While many tribal chiefs refused to send their men to reinforce the Portuguese, Maguiguana managed to assemble around 10,000 men or eight regiments, equipped with around 2,000 rifles. Of the eight regiments however, five were made up of Ndau or Tonga little inclined to fight for Gungunhana. There was deep dissent within the entourage of the emperor and this along with severe food shortages undermined the armys morale. The Nguni or Vatua were not experienced in guerilla warfare and they could not afford to withdraw from their lands.

==Battle==
The Portuguese were led by Joaquim Augusto Mouzinho de Albuquerque, and sent forces to Inhambane and invaded Gaza from two directions while an armed flotilla entered the Limpopo.

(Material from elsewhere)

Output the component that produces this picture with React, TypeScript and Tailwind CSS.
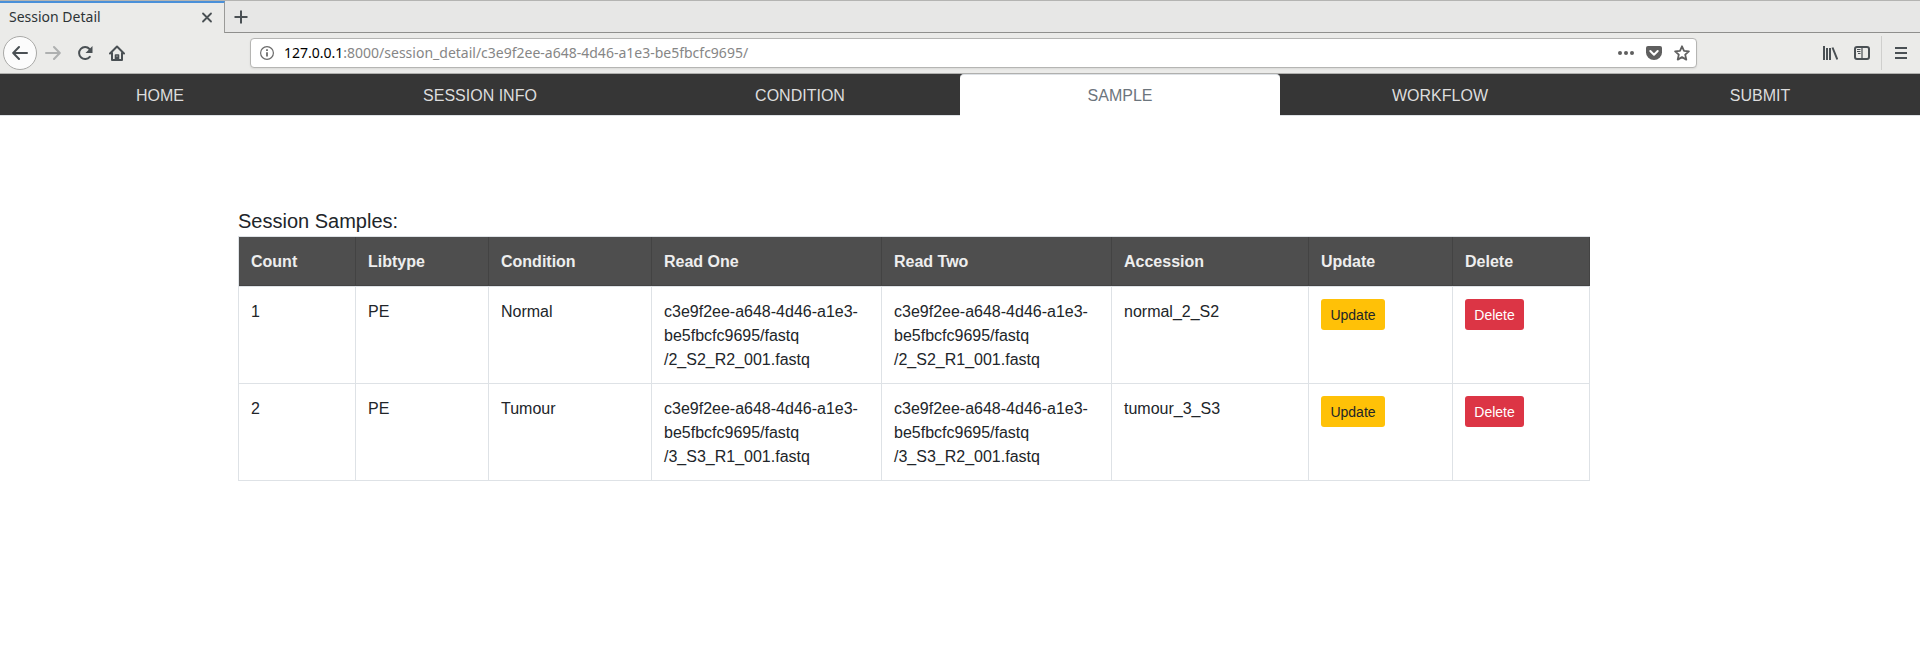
import type { ReactNode } from "react";

const navItems = ["HOME", "SESSION INFO", "CONDITION", "SAMPLE", "WORKFLOW", "SUBMIT"];
const activeItem = "SAMPLE";

const columns = [
  { label: "Count", width: "w-[117px]" },
  { label: "Libtype", width: "w-[133px]" },
  { label: "Condition", width: "w-[163px]" },
  { label: "Read One", width: "w-[230px]" },
  { label: "Read Two", width: "w-[230px]" },
  { label: "Accession", width: "w-[197px]" },
  { label: "Update", width: "w-[144px]" },
  { label: "Delete", width: "w-[137px]" },
];

const folder = ["c3e9f2ee-a648-4d46-a1e3-", "be5fbcfc9695/fastq"];

const samples = [
  { count: 1, libtype: "PE", condition: "Normal", readOne: "/2_S2_R2_001.fastq", readTwo: "/2_S2_R1_001.fastq", accession: "normal_2_S2" },
  { count: 2, libtype: "PE", condition: "Tumour", readOne: "/3_S3_R1_001.fastq", readTwo: "/3_S3_R2_001.fastq", accession: "tumour_3_S3" },
];

function ToolButton({ label, children }: { label: string; children: ReactNode }) {
  return (
    <button type="button" aria-label={label} className="flex h-8 w-8 shrink-0 items-center justify-center">
      {children}
    </button>
  );
}

function Icon({ children, className = "text-[#4a5054]" }: { children: ReactNode; className?: string }) {
  return (
    <svg
      viewBox="0 0 16 16"
      width="16"
      height="16"
      fill="none"
      stroke="currentColor"
      strokeWidth="2"
      strokeLinecap="round"
      strokeLinejoin="round"
      className={className}
      aria-hidden="true"
    >
      {children}
    </svg>
  );
}

function TabStrip() {
  return (
    <div className="flex h-[33px] border-t border-[#b4b4b2]">
      <div className="flex w-[225px] items-center justify-between border-t-2 border-r border-t-[#4a90d9] border-r-[#9a9a98] pr-[9px] pb-[3px] pl-[9px]">
        <span className="text-sm leading-5 text-[#2e3436]">Session Detail</span>
        <button type="button" aria-label="Close tab" className="flex h-4 w-4 items-center justify-center">
          <Icon>
            <path d="M4 4.500l8 8M12 4.500l-8 8" strokeWidth="1.800" />
          </Icon>
        </button>
      </div>
      <div className="flex flex-1 items-center border-b border-[#8f8f8d] bg-[#e7e7e6]">
        <button type="button" aria-label="New tab" className="flex h-8 w-8 items-center justify-center">
          <Icon>
            <path d="M8 1.500v13M1.500 8h13" strokeLinecap="butt" />
          </Icon>
        </button>
      </div>
    </div>
  );
}

function Toolbar() {
  return (
    <div className="flex h-[41px] items-center border-b border-[#b0b0ae] px-[3px]">
      <button
        type="button"
        aria-label="Back"
        className="flex h-[34px] w-[34px] shrink-0 items-center justify-center rounded-full border border-[#a9a9a7] bg-[#fcfcfc]"
      >
        <Icon>
          <path d="M15 8H1.5M7 2L1.2 8L7 14" />
        </Icon>
      </button>
      <ToolButton label="Forward">
        <Icon className="text-[#aeb0b0]">
          <path d="M1 8h13.500M9 2l5.800 6L9 14" />
        </Icon>
      </ToolButton>
      <ToolButton label="Reload">
        <Icon>
          <path d="M12.800 11.800A6 6 0 1 1 12.500 4" />
          <path d="M15.500 1v7H8.500z" fill="currentColor" stroke="none" />
        </Icon>
      </ToolButton>
      <ToolButton label="Home">
        <Icon>
          <path d="M1 8.500L8 1.500l7 7" />
          <path d="M3 8v7h10V8" />
          <path d="M6.500 15v-5h3v5M8 12v3" strokeWidth="1.600" />
        </Icon>
      </ToolButton>
      <div className="mx-[117px] flex h-[30px] min-w-0 flex-1 items-center rounded-[4px] border border-[#b5b5b3] bg-white pr-[6px] pl-[9px] text-sm leading-5 shadow-[0_1px_2px_#00000014]">
        <svg viewBox="0 0 14 14" width="14" height="14" fill="none" stroke="#6b6b6b" className="mr-[10px] shrink-0" aria-hidden="true">
          <circle cx="7" cy="7" r="6.400" strokeWidth="1.200" />
          <path d="M7 6.300v4.200M7 3.300v1.700" strokeWidth="1.800" />
        </svg>
        <label htmlFor="address" className="text-black">127.0.0.1</label>
        <input
          id="address"
          type="text"
          readOnly
          value=":8000/session_detail/c3e9f2ee-a648-4d46-a1e3-be5fbcfc9695/"
          className="min-w-0 flex-1 bg-transparent text-[#868686] outline-none"
        />
        <div className="flex items-center gap-3">
          <button type="button" aria-label="Page actions">
            <Icon className="text-[#5f5f5f]">
              <g fill="currentColor" stroke="none">
                <circle cx="2" cy="8" r="2" />
                <circle cx="8" cy="8" r="2" />
                <circle cx="14" cy="8" r="2" />
              </g>
            </Icon>
          </button>
          <button type="button" aria-label="Save to Pocket">
            <Icon className="text-[#5f5f5f]">
              <path d="M2 1h12a2 2 0 0 1 2 2v4.500a8 7.500 0 0 1-16 0V3a2 2 0 0 1 2-2z" fill="currentColor" stroke="none" />
              <path d="M4.300 6l3.700 3.700L11.700 6" stroke="#fff" />
            </Icon>
          </button>
          <button type="button" aria-label="Bookmark this page">
            <Icon className="text-[#5f5f5f]">
              <path d="M8 1.300l2 4.500 4.900.5-3.700 3.300 1.100 5L8 12.100l-4.300 2.500 1.100-5L1.100 6.300 6 5.800z" strokeWidth="1.800" />
            </Icon>
          </button>
        </div>
      </div>
      <ToolButton label="Library">
        <Icon>
          <path d="M2 1v14M5 3v12M8 3v12M10.500 2.500L15.300 14.500" strokeLinecap="butt" />
        </Icon>
      </ToolButton>
      <ToolButton label="Sidebars">
        <Icon>
          <rect x="1" y="2" width="14" height="12" rx="2" />
          <path d="M8 2v12" strokeWidth="1.200" />
          <path d="M3 4.500h3.500M3 6.500h3.500M4 8.500h2.500" strokeWidth="1" strokeLinecap="butt" />
        </Icon>
      </ToolButton>
      <div className="mx-[3px] h-[34px] w-px bg-[#cfcfcd]" />
      <ToolButton label="Open menu">
        <Icon>
          <path d="M2 3h12M2 8h12M2 13h12" strokeLinecap="butt" />
        </Icon>
      </ToolButton>
    </div>
  );
}

function SiteNav() {
  return (
    <nav className="flex border-b border-[#dee2e6] bg-[#363636] text-center text-base">
      {navItems.map((item) => (
        <a
          key={item}
          href="#"
          className={
            item === activeItem
              ? "-mb-px flex-1 rounded-t border-t border-[#dee2e6] bg-white pt-[9px] pb-2 text-[#6c757d]"
              : "flex-1 border-t border-transparent pt-[9px] pb-[7px] text-[#dddddd]"
          }
        >
          {item}
        </a>
      ))}
    </nav>
  );
}

function FilePath({ file }: { file: string }) {
  return (
    <>
      {folder[0]}
      <br />
      {folder[1]}
      <br />
      {file}
    </>
  );
}

const cellBorder = "border-t border-r border-[#dee2e6] align-top";
const textCell = `${cellBorder} px-3 pt-[13px] pb-[11px]`;
const buttonCell = `${cellBorder} p-3`;
const smallButton = "block rounded-[3px] pt-[6px] pb-1 text-center text-sm leading-[21px]";

function SamplesTable() {
  return (
    <table className="w-full table-fixed border-separate border-spacing-0 border-t border-b border-l border-[#dee2e6] text-base">
      <thead>
        <tr>
          {columns.map(({ label, width }) => (
            <th
              key={label}
              scope="col"
              className={`${width} border-r border-b border-[#434343] bg-[#4e4e4e] px-3 pt-[13px] pb-[11px] text-left font-bold text-[#eeeeee]`}
            >
              {label}
            </th>
          ))}
        </tr>
      </thead>
      <tbody>
        {samples.map((sample) => (
          <tr key={sample.count}>
            <td className={textCell}>{sample.count}</td>
            <td className={textCell}>{sample.libtype}</td>
            <td className={textCell}>{sample.condition}</td>
            <td className={textCell}><FilePath file={sample.readOne} /></td>
            <td className={textCell}><FilePath file={sample.readTwo} /></td>
            <td className={textCell}>{sample.accession}</td>
            <td className={buttonCell}>
              <button type="button" className={`${smallButton} w-16 bg-[#ffc107] text-[#212529]`}>Update</button>
            </td>
            <td className={buttonCell}>
              <button type="button" className={`${smallButton} w-[59px] bg-[#dc3545] text-white`}>Delete</button>
            </td>
          </tr>
        ))}
      </tbody>
    </table>
  );
}

export default function App() {
  return (
    <div className="min-h-screen bg-white font-['Liberation_Sans',Arial,sans-serif] text-[#212529]">
      <header className="bg-[#ebebe9] font-['Noto_Sans',sans-serif]">
        <TabStrip />
        <Toolbar />
      </header>
      <SiteNav />
      <main className="ml-[238px] max-w-[1352px] pt-[90px]">
        <h1 className="text-xl leading-[30px]">Session Samples:</h1>
        <SamplesTable />
      </main>
    </div>
  );
}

On the morning of 7 November 1895, the two forces met in the Coolela valley. The Portuguese employed the novel machine-gun against the army of Gaza. The battle was short but with enormous consequences for Gungunhana, who was defeated. By the time the two forces met, the Gaza warriors were demoralized and all but beaten. Gungunhana fled from the Battle to Chaimite, old capital of the Gaza Empire and resting place of Soshangane. With the native resistance broken, on the 11th of November the Portuguese set fire to Manjacaze, the sacred place of the Vatua.

As a result of this victory, many tribal chieftains residing between the Save, Chengane and Limpopo rivers hastened to pay homage to the Portuguese, accepting the consequent impositions.

Demoralized by defeat, Gungunhana withdrew to Chaimite.

Mouzinho de Albuquerque distinguished himself at the action of Coolela. Following his appointment as military governor of the Gaza district, Albuquerque captured Gungunhana with a small force. Albuquerque was recognised for these actions by, among others, his 1896 double appointment as governor-general and royal commissioner of Mozambique.